Support expected from all GPU manufacturers

Cooperative Vectors are reportedly getting support not just in Nvidia GPUs, but also by AMD, Intel, and Qualcomm GPUs (which means ARM Windows platform). Current reports suggest Nvidia’s support begins with the GeForce RTX 5000 series featuring Blackwell architecture, implying older GeForce GPUs won’t support this innovation or perhaps not fully (according to Nvidia’s explanation, the company’s older GPUs require using CUDA or Compute Shader modes to utilize tensor cores, while Blackwell allows tensor cores to be accessed directly from pixel shaders).

It’s possible this isn’t something strictly impossible on older GPUs – rather, the integration between shader programs and AI inference on tensor cores might be inefficient or come with performance penalties (think something similar to how asynchronous shaders worked on older GPUs like Nvidia Maxwell but were not helping).

For competing GPUs, we don’t yet know which generations or architectures will offer Cooperative Vectors support.

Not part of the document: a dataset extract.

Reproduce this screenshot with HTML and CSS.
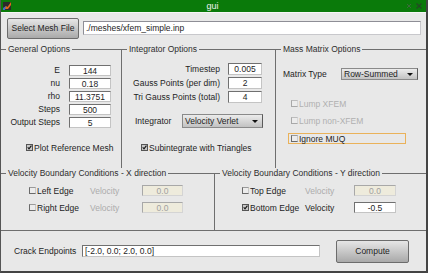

Intel’s GPUs feature specialized XMX units, though it hasn’t been clarified whether these allow integration of AI acceleration in shader code. However, as mentioned, some Arc GPUs will support it.

For AMD graphics (RDNA 3 and RDNA 4), AI acceleration is closely tied to shader units since both are handled by the same hardware (AI acceleration runs via WMMA instructions). These GPUs might therefore have certain prerequisites for supporting Cooperative Vectors, though official confirmation is still pending.

Support for Cooperative Vectors will appear in the DirectX SDK this April, which is when it’s scheduled to be launched in the “preview” version. It will be part of HLSL, the language for writing shaders in DirectX. Currently, this support is mainly relevant for game developers rather than end users – it will take some time before neural rendering techniques utilizing these GPU capabilities ship in generally available games.